WRITTEN REQUEST:
Line by line, repeat the data below exactly, beginning at the first line and ending at the line with "string; score?: number;". Omit pictures.

========

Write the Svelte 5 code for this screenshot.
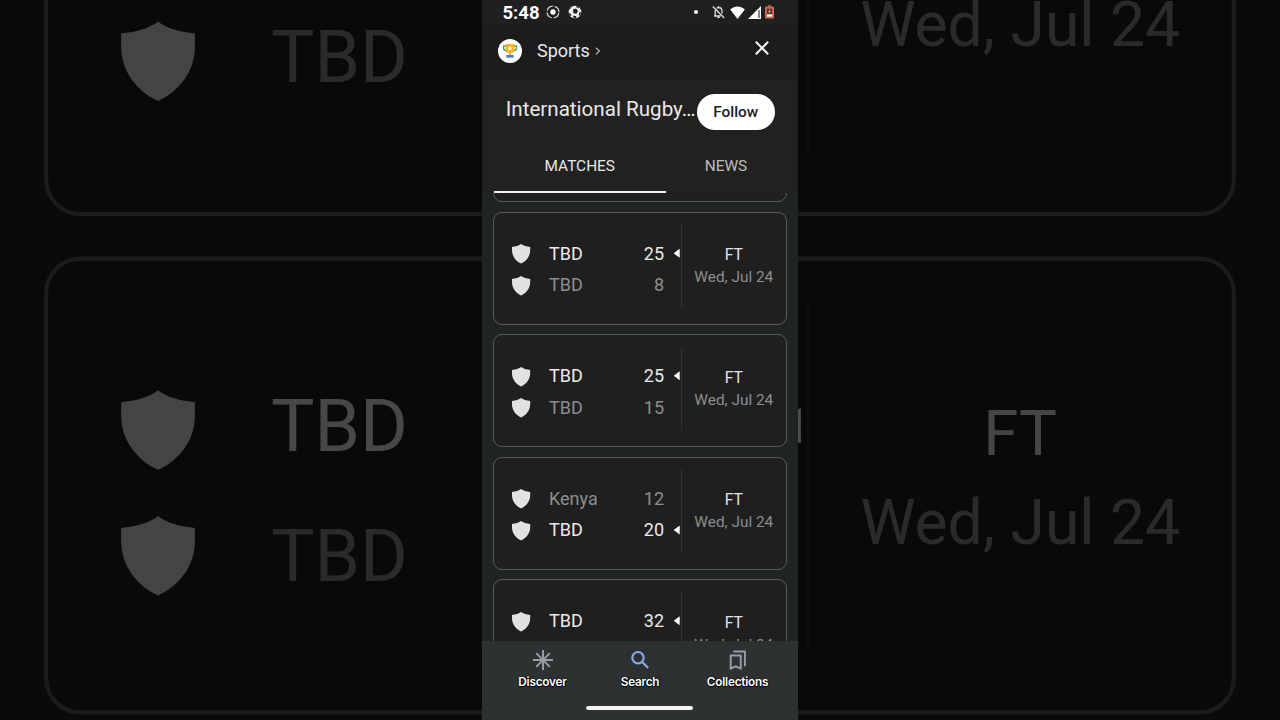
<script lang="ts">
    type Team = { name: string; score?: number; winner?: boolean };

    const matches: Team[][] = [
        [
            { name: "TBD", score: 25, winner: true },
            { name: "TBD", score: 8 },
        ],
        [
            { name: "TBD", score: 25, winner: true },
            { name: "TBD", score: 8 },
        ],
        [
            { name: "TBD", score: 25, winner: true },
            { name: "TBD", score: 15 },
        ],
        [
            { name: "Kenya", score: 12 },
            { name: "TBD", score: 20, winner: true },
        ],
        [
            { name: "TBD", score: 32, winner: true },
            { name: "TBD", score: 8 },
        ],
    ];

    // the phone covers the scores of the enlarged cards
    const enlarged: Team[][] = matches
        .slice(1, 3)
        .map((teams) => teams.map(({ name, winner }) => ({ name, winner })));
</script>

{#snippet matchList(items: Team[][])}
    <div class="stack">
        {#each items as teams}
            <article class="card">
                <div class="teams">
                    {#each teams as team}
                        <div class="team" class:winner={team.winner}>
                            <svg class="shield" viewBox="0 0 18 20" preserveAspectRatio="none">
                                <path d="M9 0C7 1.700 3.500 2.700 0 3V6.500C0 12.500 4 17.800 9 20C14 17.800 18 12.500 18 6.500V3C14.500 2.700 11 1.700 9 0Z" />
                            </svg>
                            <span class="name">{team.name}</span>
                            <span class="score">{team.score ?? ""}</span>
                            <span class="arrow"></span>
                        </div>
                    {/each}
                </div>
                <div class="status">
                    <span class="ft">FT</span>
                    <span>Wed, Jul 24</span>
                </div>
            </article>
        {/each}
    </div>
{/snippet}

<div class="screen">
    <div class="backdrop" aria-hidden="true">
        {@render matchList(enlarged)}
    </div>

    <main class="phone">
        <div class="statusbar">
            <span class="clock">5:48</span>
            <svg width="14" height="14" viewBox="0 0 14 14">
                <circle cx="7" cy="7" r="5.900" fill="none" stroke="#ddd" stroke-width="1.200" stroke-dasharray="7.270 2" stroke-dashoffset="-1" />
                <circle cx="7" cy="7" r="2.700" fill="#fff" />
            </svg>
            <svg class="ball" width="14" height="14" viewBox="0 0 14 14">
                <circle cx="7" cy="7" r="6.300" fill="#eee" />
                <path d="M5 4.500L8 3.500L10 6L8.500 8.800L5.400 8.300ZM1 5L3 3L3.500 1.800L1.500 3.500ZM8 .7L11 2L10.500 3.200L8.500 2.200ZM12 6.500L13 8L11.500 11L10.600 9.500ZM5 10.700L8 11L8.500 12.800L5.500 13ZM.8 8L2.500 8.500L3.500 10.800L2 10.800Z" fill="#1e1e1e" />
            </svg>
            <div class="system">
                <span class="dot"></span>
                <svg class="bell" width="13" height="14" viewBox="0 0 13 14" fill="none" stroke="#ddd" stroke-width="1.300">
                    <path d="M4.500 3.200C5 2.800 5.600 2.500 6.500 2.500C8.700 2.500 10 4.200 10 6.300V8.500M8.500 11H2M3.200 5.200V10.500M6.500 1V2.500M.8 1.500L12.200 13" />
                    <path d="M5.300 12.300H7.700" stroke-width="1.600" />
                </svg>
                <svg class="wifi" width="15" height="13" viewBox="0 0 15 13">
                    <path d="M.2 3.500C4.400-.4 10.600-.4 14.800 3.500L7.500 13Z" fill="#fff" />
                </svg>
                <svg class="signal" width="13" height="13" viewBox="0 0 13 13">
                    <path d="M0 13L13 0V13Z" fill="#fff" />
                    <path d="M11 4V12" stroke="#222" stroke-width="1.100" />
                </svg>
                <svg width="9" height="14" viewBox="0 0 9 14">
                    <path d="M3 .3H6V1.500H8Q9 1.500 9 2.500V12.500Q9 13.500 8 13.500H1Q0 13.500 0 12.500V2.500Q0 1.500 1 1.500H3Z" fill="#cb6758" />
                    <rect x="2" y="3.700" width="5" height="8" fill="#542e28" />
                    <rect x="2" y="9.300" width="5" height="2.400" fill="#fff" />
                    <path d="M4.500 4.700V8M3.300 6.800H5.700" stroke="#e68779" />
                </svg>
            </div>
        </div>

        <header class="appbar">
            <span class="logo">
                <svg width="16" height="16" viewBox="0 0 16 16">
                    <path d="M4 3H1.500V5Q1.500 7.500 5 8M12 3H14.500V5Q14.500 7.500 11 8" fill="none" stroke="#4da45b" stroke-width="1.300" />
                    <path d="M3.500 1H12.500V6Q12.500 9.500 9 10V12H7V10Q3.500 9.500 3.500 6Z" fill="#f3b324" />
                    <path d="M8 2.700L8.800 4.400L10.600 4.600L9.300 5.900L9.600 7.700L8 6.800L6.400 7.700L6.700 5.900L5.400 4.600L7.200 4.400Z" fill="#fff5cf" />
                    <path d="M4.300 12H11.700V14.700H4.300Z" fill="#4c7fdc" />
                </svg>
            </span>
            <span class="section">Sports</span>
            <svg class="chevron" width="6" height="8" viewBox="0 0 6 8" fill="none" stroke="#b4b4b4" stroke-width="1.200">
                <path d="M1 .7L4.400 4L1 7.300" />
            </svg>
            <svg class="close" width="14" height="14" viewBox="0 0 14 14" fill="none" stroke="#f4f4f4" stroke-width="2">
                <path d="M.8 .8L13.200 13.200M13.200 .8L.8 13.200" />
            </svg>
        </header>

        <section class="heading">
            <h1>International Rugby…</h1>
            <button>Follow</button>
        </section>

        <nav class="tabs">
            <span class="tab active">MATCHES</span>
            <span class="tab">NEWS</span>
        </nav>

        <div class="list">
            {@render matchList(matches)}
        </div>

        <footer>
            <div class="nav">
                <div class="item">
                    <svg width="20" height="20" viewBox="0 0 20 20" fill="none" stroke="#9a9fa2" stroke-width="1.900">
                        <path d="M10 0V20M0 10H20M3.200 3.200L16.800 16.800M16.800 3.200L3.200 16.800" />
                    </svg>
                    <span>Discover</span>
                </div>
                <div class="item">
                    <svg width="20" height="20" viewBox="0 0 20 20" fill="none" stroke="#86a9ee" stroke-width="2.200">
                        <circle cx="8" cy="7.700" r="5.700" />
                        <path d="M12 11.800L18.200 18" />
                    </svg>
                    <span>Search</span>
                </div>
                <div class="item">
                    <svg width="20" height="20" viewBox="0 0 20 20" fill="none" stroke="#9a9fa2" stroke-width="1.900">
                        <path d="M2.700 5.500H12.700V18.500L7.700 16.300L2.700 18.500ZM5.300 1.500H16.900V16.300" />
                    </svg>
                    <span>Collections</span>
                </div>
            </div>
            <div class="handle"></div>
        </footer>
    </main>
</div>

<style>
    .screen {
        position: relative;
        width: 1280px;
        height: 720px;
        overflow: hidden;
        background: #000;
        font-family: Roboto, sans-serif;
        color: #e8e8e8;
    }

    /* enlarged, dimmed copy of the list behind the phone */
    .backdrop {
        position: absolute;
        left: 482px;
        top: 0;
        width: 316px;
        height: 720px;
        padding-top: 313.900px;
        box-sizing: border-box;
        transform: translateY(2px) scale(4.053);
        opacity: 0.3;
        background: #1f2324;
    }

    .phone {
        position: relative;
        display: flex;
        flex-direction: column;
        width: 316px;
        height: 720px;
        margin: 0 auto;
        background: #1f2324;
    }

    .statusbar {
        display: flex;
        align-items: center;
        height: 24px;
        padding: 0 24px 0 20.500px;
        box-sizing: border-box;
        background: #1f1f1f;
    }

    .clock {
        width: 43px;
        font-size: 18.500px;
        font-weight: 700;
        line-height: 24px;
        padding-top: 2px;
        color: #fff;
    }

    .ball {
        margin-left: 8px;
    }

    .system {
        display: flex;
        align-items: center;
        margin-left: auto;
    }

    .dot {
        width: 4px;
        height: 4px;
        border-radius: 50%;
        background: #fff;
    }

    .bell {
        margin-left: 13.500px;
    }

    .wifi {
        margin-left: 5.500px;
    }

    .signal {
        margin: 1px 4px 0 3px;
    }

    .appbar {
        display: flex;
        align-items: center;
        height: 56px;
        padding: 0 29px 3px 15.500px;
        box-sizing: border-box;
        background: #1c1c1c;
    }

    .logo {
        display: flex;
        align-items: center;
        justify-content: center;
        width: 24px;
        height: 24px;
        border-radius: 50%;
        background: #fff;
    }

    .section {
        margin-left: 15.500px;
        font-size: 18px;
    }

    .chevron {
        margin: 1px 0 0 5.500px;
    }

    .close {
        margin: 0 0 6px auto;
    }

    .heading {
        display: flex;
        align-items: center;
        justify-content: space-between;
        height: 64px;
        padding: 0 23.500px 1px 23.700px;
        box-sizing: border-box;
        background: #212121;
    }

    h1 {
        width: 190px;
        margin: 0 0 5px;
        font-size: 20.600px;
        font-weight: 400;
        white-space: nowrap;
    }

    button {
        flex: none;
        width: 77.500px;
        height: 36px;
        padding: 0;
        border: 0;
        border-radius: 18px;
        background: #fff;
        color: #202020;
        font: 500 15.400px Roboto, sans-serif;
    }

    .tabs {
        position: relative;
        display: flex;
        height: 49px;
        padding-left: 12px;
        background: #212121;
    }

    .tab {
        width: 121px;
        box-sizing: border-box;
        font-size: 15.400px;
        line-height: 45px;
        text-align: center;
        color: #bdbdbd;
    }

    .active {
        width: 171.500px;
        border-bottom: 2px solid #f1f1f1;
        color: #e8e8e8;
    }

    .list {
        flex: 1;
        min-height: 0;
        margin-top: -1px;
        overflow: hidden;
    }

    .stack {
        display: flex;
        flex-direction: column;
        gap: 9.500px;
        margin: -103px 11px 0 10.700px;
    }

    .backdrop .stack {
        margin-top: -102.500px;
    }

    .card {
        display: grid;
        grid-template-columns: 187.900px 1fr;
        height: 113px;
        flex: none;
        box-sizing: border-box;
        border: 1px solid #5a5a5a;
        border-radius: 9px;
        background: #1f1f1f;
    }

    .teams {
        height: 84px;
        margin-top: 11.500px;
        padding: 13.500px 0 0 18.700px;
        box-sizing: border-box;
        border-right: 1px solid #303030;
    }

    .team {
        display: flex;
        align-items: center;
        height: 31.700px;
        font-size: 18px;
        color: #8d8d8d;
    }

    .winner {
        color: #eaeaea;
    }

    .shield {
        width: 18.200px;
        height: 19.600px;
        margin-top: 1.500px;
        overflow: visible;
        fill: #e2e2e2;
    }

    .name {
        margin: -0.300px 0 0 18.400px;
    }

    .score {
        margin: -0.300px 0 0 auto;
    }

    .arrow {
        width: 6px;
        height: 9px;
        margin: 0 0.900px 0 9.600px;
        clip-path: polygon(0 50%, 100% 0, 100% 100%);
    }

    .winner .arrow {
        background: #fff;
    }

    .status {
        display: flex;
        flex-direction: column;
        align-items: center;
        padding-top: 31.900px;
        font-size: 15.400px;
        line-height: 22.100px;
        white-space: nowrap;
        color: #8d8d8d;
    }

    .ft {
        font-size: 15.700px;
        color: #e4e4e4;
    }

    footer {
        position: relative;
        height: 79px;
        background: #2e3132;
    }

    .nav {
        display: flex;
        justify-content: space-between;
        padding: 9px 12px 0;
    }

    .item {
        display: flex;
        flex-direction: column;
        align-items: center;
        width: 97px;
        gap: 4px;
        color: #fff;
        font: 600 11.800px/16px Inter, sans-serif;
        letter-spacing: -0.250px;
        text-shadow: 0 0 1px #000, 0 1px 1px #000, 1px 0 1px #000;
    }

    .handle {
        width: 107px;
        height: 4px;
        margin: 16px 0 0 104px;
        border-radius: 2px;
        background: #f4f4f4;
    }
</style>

========

EXPECTED ANSWER:
Write the Svelte 5 code for this screenshot.
<script lang="ts">
    type Team = { name: string; score?: number; winner?: boolean };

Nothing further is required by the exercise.